An Expansion of Importance Scores for Web Page Rankings?
When a judge looks at evidence entered into court, he weighs a number of factors. One of them is whether the evidence offered is relevant to the case at hand.
The other is how important that evidence might be.
Now, a piece of evidence by itself doesn’t have to be groundbreaking to important, but for example, testimony related to the character of a 40 year-old defendant in a criminal proceeding by his third grade teacher may be somewhat relevant, but probably not all that important.
Importance Scores in Search Engines
When a search engine ranks pages for a set of search results, it also usually looks at two different and distinct types of calculations, which it combines together to serve pages to searchers. Those scores likewise focus upon how relevant a result might be to a query entered, and how important that page or picture or video might be.
A recent patent application from Microsoft takes a look at the way that “importance” is determined, and comes up with a variation that differs somewhat from what we might usually think of in an importance score.
One importance score that most people might be familiar with is PageRank, and is sometimes referred to as a “static” rank because it doesn’t change from query to query.
Expanding Importance Ranking Factors
Would it be faster and easier, if when we perform a search, we could choose to search amongst the most important “sports” pages, or “news” pages or “recipe” pages for the results of our search? Would we get more relevant results?
One place to start looking at this topic is the Microsoft patent application:
Providing and using search index enabling searching based on a targeted content of documents (Appl. No. 20070203891)
Invented by John A. Solaro and Keith D. Senzel
Assigned to Microsoft
Published August 30, 2007
Filed: February 28, 2006
The authors of this patent make some good points. For instance:
Many new search engines, and new features for existing search engines, are being developed that focus on one specific “vertical” subject matter domain to provide shopping searches, blog searches, research searches, and the like.
However, the static rank of the documents in the index only takes into account generic pagerank attributes, not attributes related to a specific vertical that targets specific subject matter.
Therefore, the static rank is not useful for filtering the index for particular attributes of the vertical in question, which critically limits the effectiveness and utility of these vertical search engines for users.
While using something like PageRank might be an easy method to determine the importance of a page, it may not be the best when comparing things like shopping sites and educational sites.
Different Ranking Factors
The Microsoft patent filing doesn’t go into a lot of detail regarding how it might rank documents in one topic differently than documents in another, though the “claims” section of the document does mention calculating a “readability score” for documents. We might look at an example from another search engine to see how that could be done.
It wasn’t too long ago that a Google patent filing showed how Google might rank blogs based upon a “quality” score, which would be an importance score rather than a relevance score.
So, if a search engine was to go through different websites, and determine topics or categories for them, and then come up with different kinds of “quality” or “importance” scores for those different types of topics, would we see more relevant results in our searches? It’s possible.
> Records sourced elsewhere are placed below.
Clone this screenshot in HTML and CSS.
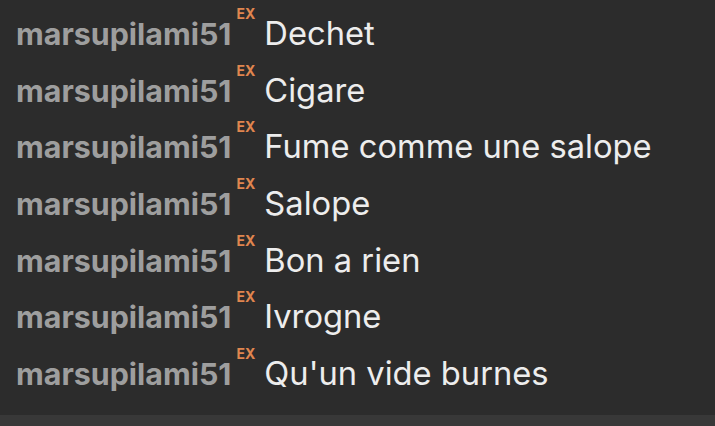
FILE: index.html
```html
<!DOCTYPE html>
<html lang="fr">
<head>
<meta charset="utf-8">
<link rel="stylesheet" href="styles.css">
</head>
<body>
<div class="chat">
  <div class="row"><span class="user">marsupilami51</span><span class="badge">EX</span><span class="msg">Dechet</span></div>
  <div class="row"><span class="user">marsupilami51</span><span class="badge">EX</span><span class="msg">Cigare</span></div>
  <div class="row"><span class="user">marsupilami51</span><span class="badge">EX</span><span class="msg">Fume comme une salope</span></div>
  <div class="row"><span class="user">marsupilami51</span><span class="badge">EX</span><span class="msg">Salope</span></div>
  <div class="row"><span class="user">marsupilami51</span><span class="badge">EX</span><span class="msg">Bon a rien</span></div>
  <div class="row"><span class="user">marsupilami51</span><span class="badge">EX</span><span class="msg">Ivrogne</span></div>
  <div class="row"><span class="user">marsupilami51</span><span class="badge">EX</span><span class="msg">Qu'un vide burnes</span></div>
</div>
<div class="strip"></div>
</body>
</html>
```
FILE: styles.css
```css
html, body {
  margin: 0;
  padding: 0;
  height: 100%;
}
body {
  background: #2c2c2c;
  font-family: Inter, "Noto Sans", sans-serif;
  display: flex;
  flex-direction: column;
  overflow: hidden;
}
.chat {
  padding: 5px 0 0 16px;
  height: 415px;
  box-sizing: border-box;
}
.row {
  display: flex;
  align-items: baseline;
  height: 56.7px;
  line-height: 56.7px;
  white-space: nowrap;
}
.user {
  font-size: 30.4px;
  font-weight: 700;
  color: #9e9e9e;
}
.badge {
  font-size: 14px;
  font-weight: 700;
  color: #e0864f;
  position: relative;
  top: -26px;
  margin-left: 5px;
  line-height: 1;
}
.msg {
  font-size: 32.7px;
  color: #ededed;
  margin-left: 9px;
}
.strip {
  flex: 1;
  background: #383838;
}
```
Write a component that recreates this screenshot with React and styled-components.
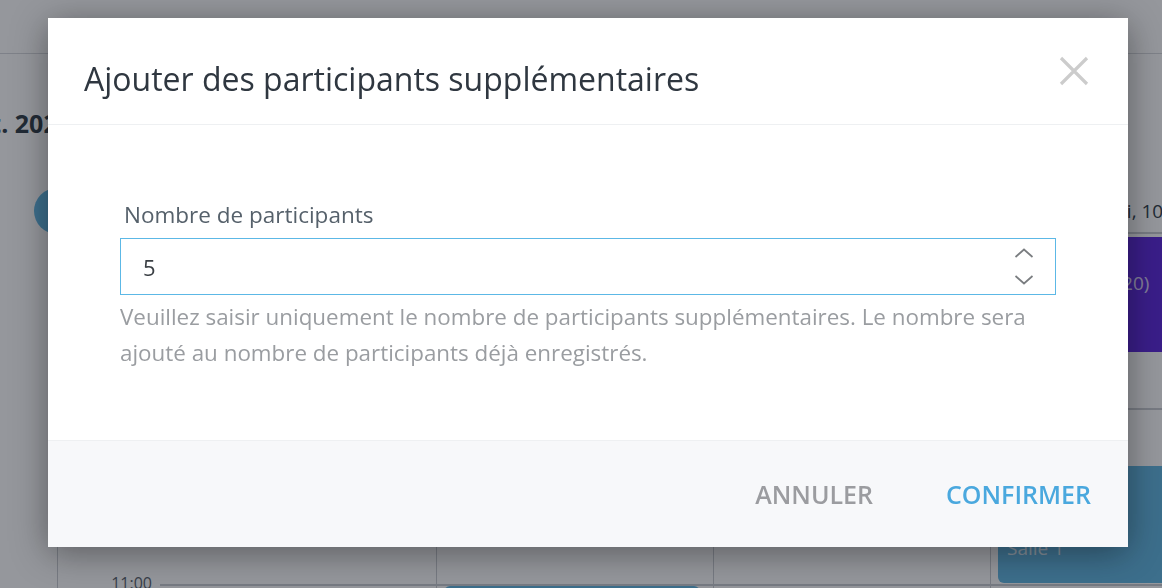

Blending Results Found with Different Ranking Algorithms
I can’t help but think of universal and blended search results being served by the search engines these days, when reading this patent application, where different types of results, based upon different types of importance factors are being blended into search results.
How does a search engine determine which video or image or news result is the most important when it mixes those into a result set? A timely news result isn’t ranked in importance based upon the number of links to it – it wouldn’t be timely if it was.
How might a search engine decide whether one type of shopping site was more important than another? Or sports sites? Or news sites? Definitely something to think about.